Wthe criticism i have seen over and over again though, which infuriates me to the point of hysterics is that the book is too “preachy”. again and again and again dozens of people posted and hundreds of people upvoted that kuang’s book about the evils of colonialism wasn’t subtle enough. that it’s too in your face, the characters are too aware of “modern” discussions and opinions of colonialism, and that her heavy handed, over-articulated critique shows her youth and inexperience.
i could scream.
because why should colonialism be subtle? why must people of color assuage our indignation to accommodate the feelings of our oppressor’s descendants? why must the cruel, ceaseless destruction of hundreds of world cultures be boiled down to a beautiful metaphor? why is it that books about the evils of capitalism and discrimination can be so easily understood in the fantastical dark academia pieces of white authors, but the second the discussion shifts to imperialism and white supremacy, we must speak in similes and hushed whispers?
does reading about western missionaries intentionally devastating the lives and cultures of people of color for dominance and profit feel like preaching to you? imagine how the natives feel. for monolingual, white intellectuals who base their intellect purely off of western morality and philosophy, this book may certainly feel like a lecture, but for the marginalized communities who to this day speak the languages of their colonizers, this is just reality. a reality that in upper academia is still discussed in stilted, awkward tones because it would require considering where their endowments comes from. and kuang would know that, as someone who graduated from such institutions thrice.
for those that say her character’s speak with too much modern disdain and comprehension of colonialism, these opinions are not modern. the novel takes place in the 1830s, slavery, indentured servitude, and genocide were common practices of the western empires, and i can promise you none of their victims would be upset by admitting so. to say that the cantonese protagonist, with his indian muslim and haitian best friends, the three of whom were torn from their colonized home countries and now make up 75% of the incoming class of oxford’s most prestigious college, should not hold beliefs of anti-imperialism and should not have the vocabulary to express such, is so completely absurd and insulting I can’t even dignify it a response.
make no mistake, it is not that i cannot believe the outrage, because it is so very believable, but i cannot fathom how someone can deign to call themselves a reader and so flagrantly despise learning the experiences of others.

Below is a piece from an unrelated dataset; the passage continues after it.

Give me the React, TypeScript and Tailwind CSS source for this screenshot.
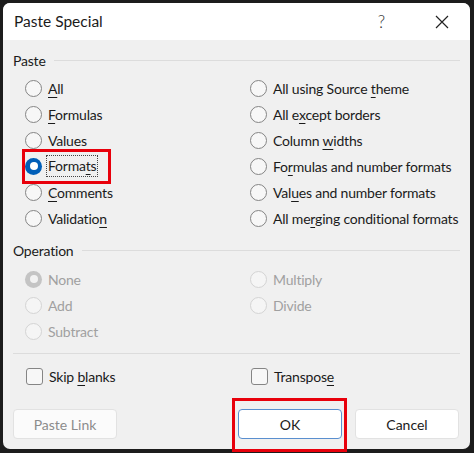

something that was particularly fascinating to watch was when someone mentioned achebe’s things fall apart, lauding it as the faithful brother to babel’s prodigal son. in an interesting reversal of roles, this black author’s novel was presented as the model to which minority writers should aspire to. subtlety, intrigue, mysticism, a delicate string of scenes and plot points to allow the reader to internalize the profound pains of cultural oppression without pointing too many fingers at whose doing the oppressing. because it is simply ‘more powerful’ to draw a beautifully direct parallel to a rhetorical issue than to point at the true source of our real world, ongoing crisis. not only is this a deeply mischaracterized description of achebe’s novel, but is precisely the rhetoric that both novels aimed to critique.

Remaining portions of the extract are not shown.